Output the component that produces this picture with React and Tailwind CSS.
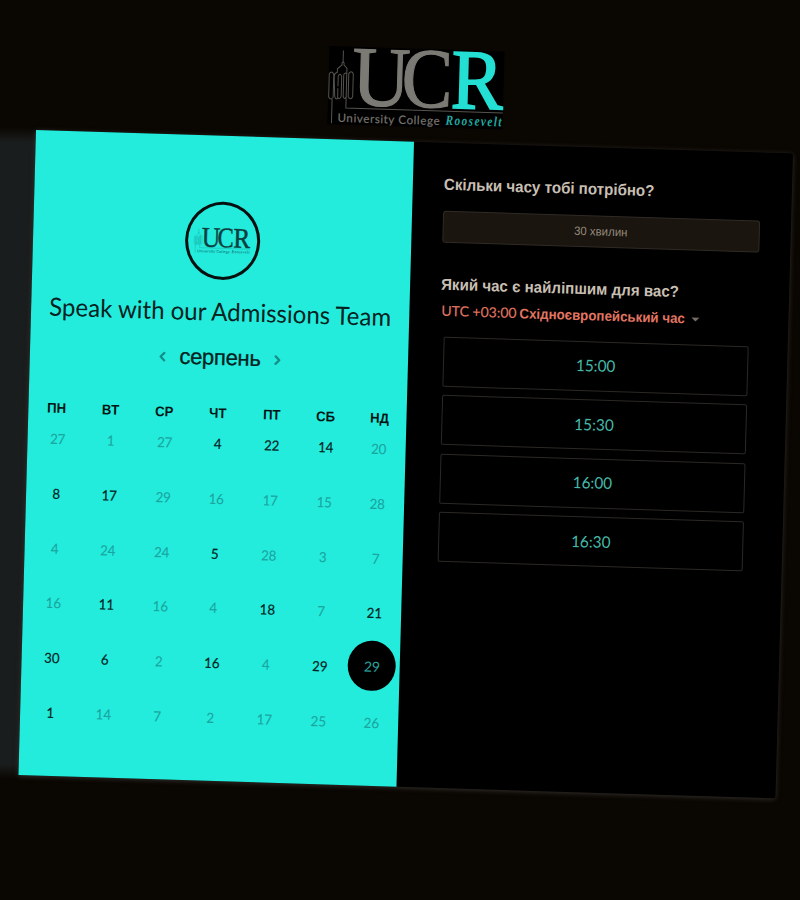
import { ChevronLeft, ChevronRight } from "lucide-react";

const WEEKDAYS = ["ПН", "ВТ", "СР", "ЧТ", "ПТ", "СБ", "НД"];

// Days marked true can be booked.
const DAYS = [
  [27], [1], [27], [4, true], [22, true], [14, true], [20],
  [8, true], [17, true], [29], [16], [17], [15], [28],
  [4], [24], [24], [5, true], [28], [3], [7],
  [16], [11, true], [16], [4], [18, true], [7], [21, true],
  [30, true], [6, true], [2], [16, true], [4], [29, true], [29, true],
  [1, true], [14], [7], [2], [17], [25], [26],
];
const SELECTED = 34;
const SLOTS = ["15:00", "15:30", "16:00", "16:30"];

const SANS = "font-['Lato','Liberation_Sans',sans-serif]";
const ARIAL = "font-['Liberation_Sans',sans-serif]";
const SERIF = "font-['Liberation_Serif',serif]";

function Logo({ className, main, accent, line, caption, script }) {
  return (
    <svg viewBox="0 0 175 78" preserveAspectRatio="none" className={`overflow-visible ${className}`}>
      <g fill="none" stroke={line} strokeWidth="1">
        <path d="M14 4v11M14 15l-1 1.5v2l-4.5 4v4M14 15l1 1.5v2l3 3v6M0.5 28q2-4 4.5 0v23q-2.500 4-4.500 0zM8.500 26q-3 1-3 4l1 20q1 4 3 2v-10M9.500 40v-10q1.500-4 3.500 0v20q-2 4-3.500 1M15 28q1.500-3 3 0M15 28v22q1.500 4 3 0M20 27q2.500-4 4.500 0v23q-2 4-4.500 0zM4 53v24M18 28v33.500h157" />
      </g>
      <g className={SERIF} fontSize="85">
        <text x="23.500" y="58" fill={main} stroke={main} strokeWidth="1.2" textLength="58" lengthAdjust="spacingAndGlyphs">U</text>
        <text x="73" y="58" fill={main} stroke={main} strokeWidth="1.2" textLength="51" lengthAdjust="spacingAndGlyphs">C</text>
        <text x="122.500" y="58" fill={accent} stroke={accent} strokeWidth="1.8" textLength="52" lengthAdjust="spacingAndGlyphs">R</text>
      </g>
      <text x="10" y="75.500" fontSize="11.500" fill={caption} stroke={caption} strokeWidth="0.2" className={SANS} textLength="102">University College</text>
      <text transform="translate(118 75) scale(0.8 1)" fontSize="14" fill={script} fontStyle="italic" fontWeight="bold" className={SERIF} textLength="70">Roosevelt</text>
    </svg>
  );
}

function Calendar() {
  return (
    <section className="flex h-full w-[378px] flex-col items-center bg-[#24ecdd]">
      <div className="mt-[66px] flex h-[78px] w-[75px] shrink-0 items-center justify-center rounded-[50%] border-[3px] border-[#06100f]">
        <Logo className="h-[26px] w-[56px]" main="#0b3f40" accent="#0b3f40" line="#118f8c" caption="#117c7a" script="#117c7a" />
      </div>
      <h1 className={`mt-[15px] h-8 origin-center scale-x-[0.96] whitespace-nowrap text-[25px] leading-8 text-[#052220] ${SANS}`}>
        Speak with our Admissions Team
      </h1>
      <div className="ml-[2px] mt-[15px] flex h-8 w-[131px] items-center justify-between text-[#138f89]">
        <ChevronLeft size={15} strokeWidth={3.6} />
        <span className={`text-[22px] leading-8 tracking-[-0.3px] text-[#042220] [-webkit-text-stroke:0.3px_#042220] ${ARIAL}`}>серпень</span>
        <ChevronRight size={15} strokeWidth={3.6} />
      </div>
      <div className={`ml-[1px] mt-[29px] grid h-5 w-[377px] grid-cols-7 text-center text-[14px] font-bold leading-5 text-[#021513] ${ARIAL}`}>
        {WEEKDAYS.map((d) => <span key={d}><span className="inline-block scale-x-[0.94]">{d}</span></span>)}
      </div>
      <div className={`ml-[3px] mt-[-6.5px] grid w-[375px] auto-rows-[54.7px] grid-cols-7 place-items-center text-[14px] ${SANS}`}>
        {DAYS.map(([day, open], i) => (
          <span
            key={i}
            className={
              i === SELECTED
                ? "relative left-[-1px] top-[-1.5px] flex h-[50px] w-[47.5px] items-center justify-center rounded-[50%] bg-black text-[#2aa39d]"
                : open
                  ? "scale-x-[0.95] text-[#032321] [-webkit-text-stroke:0.2px_#032321]"
                  : "scale-x-[0.95] text-[#1aa59e] [-webkit-text-stroke:0.1px_#1aa59e]"
            }
          >
            {day}
          </span>
        ))}
      </div>
    </section>
  );
}

function Times() {
  return (
    <section className="flex flex-1 flex-col items-start pl-[31px]">
      <h2 className={`mt-[32px] h-5 origin-left scale-x-[0.944] whitespace-nowrap text-[16px] font-bold leading-5 text-[#c8bfb3] ${ARIAL}`}>Скільки часу тобі потрібно?</h2>
      <button className="mt-[16px] flex h-8 w-[316.5px] items-center justify-center rounded-[3px] border border-[#302b25] bg-[#1a150f] text-[12px] text-[#93897b]">
        <span className={`scale-x-[0.95] ${ARIAL}`}>30 хвилин</span>
      </button>
      <h2 className={`mt-[32px] h-5 origin-left scale-x-[0.944] whitespace-nowrap text-[16px] font-bold leading-5 text-[#c8bfb3] ${ARIAL}`}>Який час є найліпшим для вас?</h2>
      <div className="ml-[1px] mt-[6px] flex h-5 items-center whitespace-nowrap leading-5 text-[#e27562]">
        <span className={`text-[14px] [-webkit-text-stroke:0.15px_#e27562] ${SANS}`}>UTC +03:00</span>
        <span className={`ml-[3px] w-[166px] origin-left scale-x-[0.95] text-[14px] font-bold ${ARIAL}`}>Східноєвропейський час</span>
        <span className="ml-[6px] mt-[2px] border-x-4 border-t-4 border-x-transparent border-t-[#756e64]" />
      </div>
      <div className="ml-[3.5px] mt-[15.5px] flex w-[305.5px] flex-col gap-[8.6px]">
        {SLOTS.map((t) => (
          <button key={t} className={`h-[50px] rounded-[2px] border border-[#2c2925] pb-[1px] text-[16px] text-[#45b9a8] ${SANS}`}>
            <span className="inline-block scale-x-[0.96]">{t}</span>
          </button>
        ))}
      </div>
    </section>
  );
}

export default function App() {
  return (
    <div className="h-[900px] w-[800px] overflow-hidden bg-[#0a0602] bg-[linear-gradient(to_bottom,transparent_127px,#1a1d1d_142px,#1a1d1d_764px,transparent_779px)] bg-[length:50px_900px] bg-no-repeat pl-[35.5px] pt-[37px]">
      <div className="flex w-[756.5px] origin-[0px_93px] flex-col items-center [transform:matrix(1,0.031,-0.0272,1,0,0)]">
        <Logo className="h-[78px] w-[175px] bg-black" main="#7b7a74" accent="#24dfd3" line="#55534e" caption="#77746e" script="#22aaa2" />
        <main className="mt-[15px] flex h-[644.5px] w-full rounded-r-[3px] bg-black shadow-[0_1px_5px_0px_#34312d]">
          <Calendar />
          <Times />
        </main>
      </div>
    </div>
  );
}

# # # # #

Determine how many of the lines above hold the word "with", and output that number by itself.

2